Agree Element, this is my take on the issue. Metaphors are different from tales and allegories. Metaphors are means to bring facts into understanding. Into insight.

Buddha uses thousands of them along his suttas: the arrow, the raft, the water boiling, and many others along many suttas.

Also he uses symbols as means to embrace a complex fact of reality into a well understandable unit to reach everybody understanding. Furthermore, a coherent system of symbols can lead to a metaphor.

For example the Simsapa Leaves Sutta: Each leave is a sort of teaching. The important ones are in the hands of Buddha being offering for us.

This is a deep teaching given through symbols. A few leaves are a few teachings enough for quenching Dhukkha.

Anybody can bring someone to a park or to a forest, can take some leaves and tell the same thing that Buddha told 2500 with the exact same symbolic content and leads to that same understanding.

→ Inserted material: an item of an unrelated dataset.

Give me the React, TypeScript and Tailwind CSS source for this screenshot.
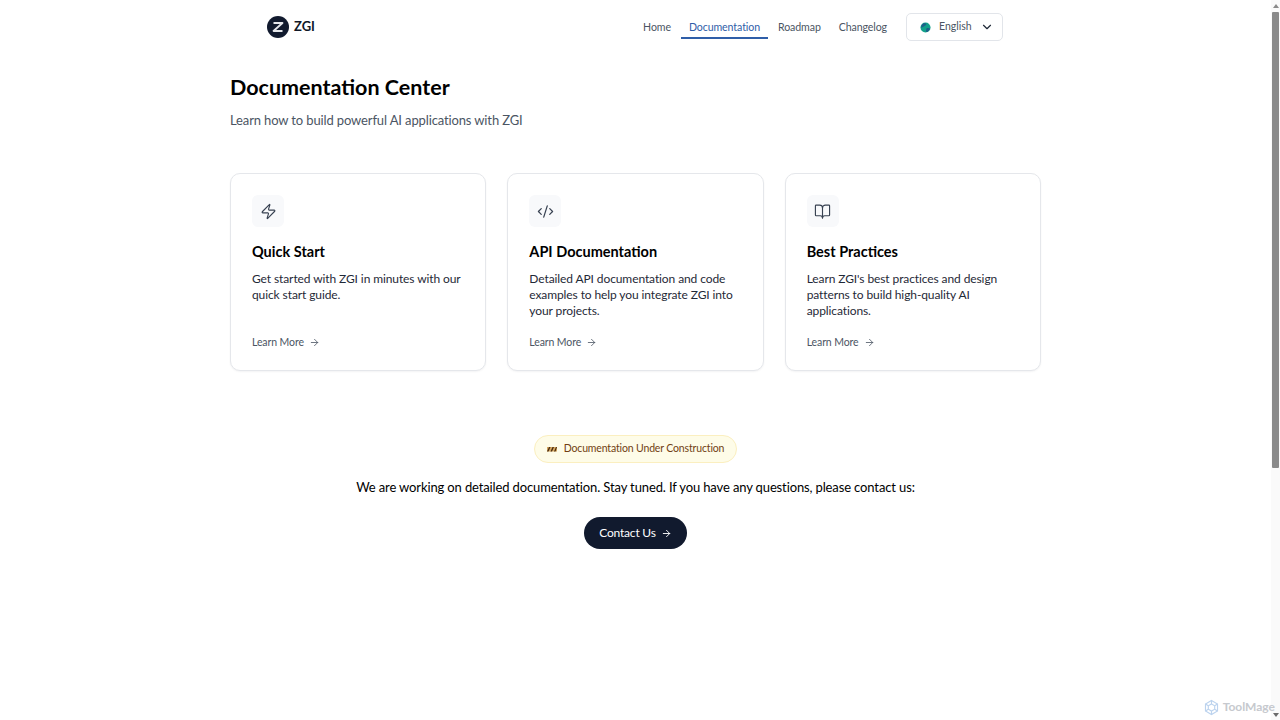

Culture did not that gave birth to that early teachings, but insight into the true nature of things.

The teachings used symbols and metaphors well understood for any given culture at any given time.

Metaphors, like music, has that kind of universal understanding. Every human being has been exposed to a some kind of boiling water.

Thus when the metaphor is used to point toward a mind that is under stress, everybody can figure to where the teaching is pointing.

True nature of things -impermanence, non self and unsatisfactoriness- are beyond cultural conditioned believes.

At least this is where my understanding goes.